When I left 60 Minutes to be a public relations adviser I can remember being genuinely surprised at how scared people were of journalists. I had thought only the bad guys were worried. My shock was the good guys are too!
It’s one of the aspects of Public Relations I still find a bit weird.
Remember, journalists are only a stepping stone to the public, and so while they may harp on sensational angles and dive into apparently irrelevant corners on a topic, they are only reflecting what they think their audience wants to read. So if you are, in the public’s opinion, running a good company, or doing good work, and have the right values, that’s the way ‘your story’ will be written, eventually.
That’s mostly why Richard Branson, and a host of others, get good media over the long term. The public accepts that he is generally heading in the right direction. More locally it’s also why Bob Hawke and John Howard are admired by most.
So I say to CEOs wrestling with to-do or not-do media or social media engagement, go for it.
But I also counsel, be smart about it. The unethical and inaccurate journalists mess it up for the rest. No-one wants to be misquoted or to participate in a mistake-ridden story, so sometimes it’s better to say, “No thanks”.
Here is a way to mitigate against bad outcomes.
Public Relations: 7 questions to ask a journalist
Don’t be fearful about asking these questions, others do it all the time. Also, you may need to discuss the proposed story with others in your organisation, and it will help to have this information. And if the journalist arcs up about it simply say something truthful like, “I need to get an idea of where you are heading with this story, so I can better prepare, is that OK?”.
(BTW, if journos do arc up about these questions they are shooting themselves in the foot, because they too benefit if you are better prepared)
What we are trying to do with these questions is:
- Find out what the story is about, so we can decide whether or not to participate.
- Find out if it’s risky to deal with this particular journalist.
1. What is the story?
It’s not a silly question. For instance, if you are holding an event to promote guide dogs for the blind, is the story about dogs, or blindness, or the finances of the charity?
2. What’s the angle?
If it’s about the dogs, it might be a soft story about their loyalty to blind owners, or the cost of training them, or cruelty. You need to dig a bit deep here, so ask a number of questions to get the theme of the story. How will my dog (and I) be portrayed? Is it positive or negative towards me, or the Guide Dogs? Am I going to like the story? What do you think the headline will be? Is there a photo; what is it? What is your personal view?
(review the exchange during the conversation: are you developing a trust for the journalist at this point, or does it sound sus.? )
3. Who else is appearing in the story, and what are they saying?

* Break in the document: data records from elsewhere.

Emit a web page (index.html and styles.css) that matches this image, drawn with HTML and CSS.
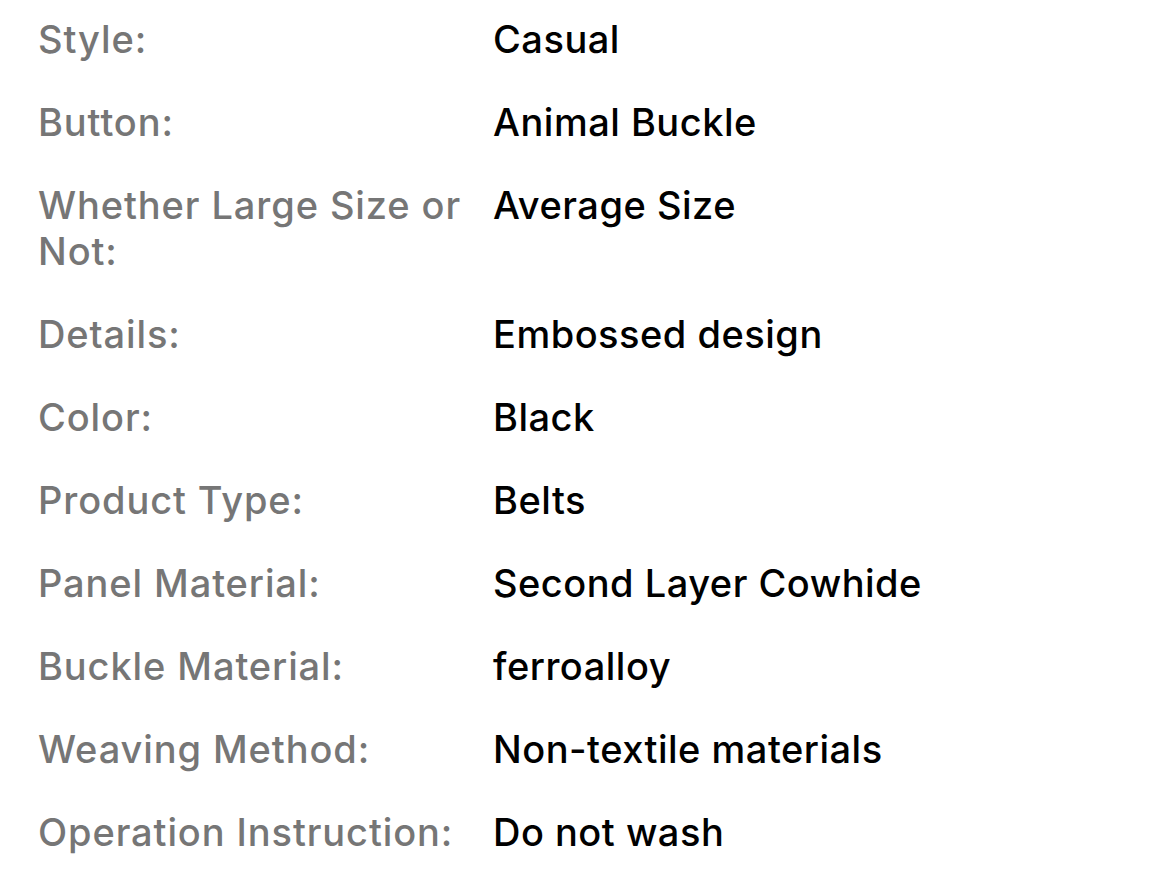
FILE: index.html
```html
<!DOCTYPE html>
<html lang="en">
<head>
<meta charset="utf-8">
<title>Specifications</title>
<link rel="stylesheet" href="styles.css">
</head>
<body>
<dl class="specs">
  <div class="row"><dt>Style:</dt><dd>Casual</dd></div>
  <div class="row"><dt>Button:</dt><dd>Animal Buckle</dd></div>
  <div class="row"><dt>Whether Large Size or Not:</dt><dd>Average Size</dd></div>
  <div class="row"><dt>Details:</dt><dd>Embossed design</dd></div>
  <div class="row"><dt>Color:</dt><dd>Black</dd></div>
  <div class="row"><dt>Product Type:</dt><dd>Belts</dd></div>
  <div class="row"><dt>Panel Material:</dt><dd>Second Layer Cowhide</dd></div>
  <div class="row"><dt>Buckle Material:</dt><dd>ferroalloy</dd></div>
  <div class="row"><dt>Weaving Method:</dt><dd>Non-textile materials</dd></div>
  <div class="row"><dt>Operation Instruction:</dt><dd>Do not wash</dd></div>
</dl>
</body>
</html>
```
FILE: styles.css
```css
html, body {
  margin: 0;
  padding: 0;
  background: #ffffff;
}
body {
  font-family: Inter, "Noto Sans", "Liberation Sans", sans-serif;
  font-weight: 500;
  font-size: 38px;
  line-height: 46px;
  -webkit-font-smoothing: antialiased;
}
.specs {
  margin: 0;
  padding: 16px 0 0 38px;
  display: flex;
  flex-direction: column;
  gap: 37px;
}
.row {
  display: grid;
  grid-template-columns: 440px 1fr;
  column-gap: 15px;
}
.row dt {
  margin: 0;
  color: #767676;
  letter-spacing: 0.9px;
}
.row dd {
  margin: 0;
  color: #000000;
  letter-spacing: 0.5px;
}
```
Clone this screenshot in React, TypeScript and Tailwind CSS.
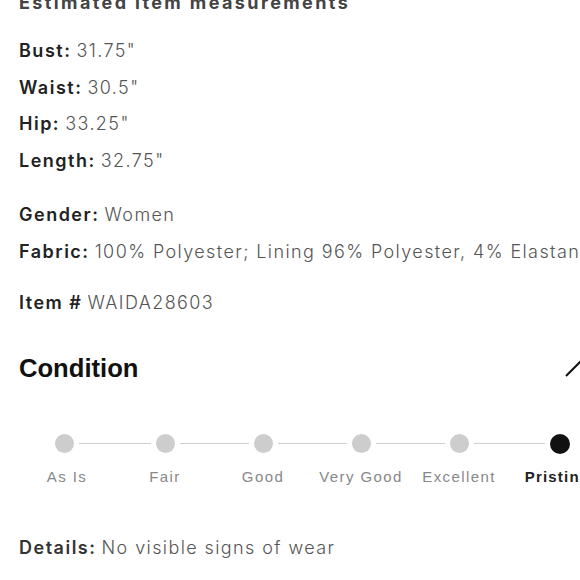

This is really important. For instance, if the other people in the story are blind people and their carers you’ll get one story, or, if they are animal activists against dogs being forced into this work… Mostly it won’t be that extreme but you get the point.
(by now you should have a good idea of what the story will look like, or, how much the journalist is refusing to impart. Valuable info.)
4. What are the areas of questions for me?
5. What’s the deadline?
Pretty obvious. How much time do I have to prepare?
6. When is it going to appear?
Also pretty obvious, but sometimes there may be another relevant event occurring before the story is published, if it’s in a week or so, which may change or add to what you want to say. Plus, you will want to warn people.
7. How long is it?
How long is the story and how long is the interview. A 200 word written piece is a vastly different proposition to a 2,000 word piece.
That’s it. You’ve covered the basics.
Now you can hang up and review, Am I better off in or out of this story?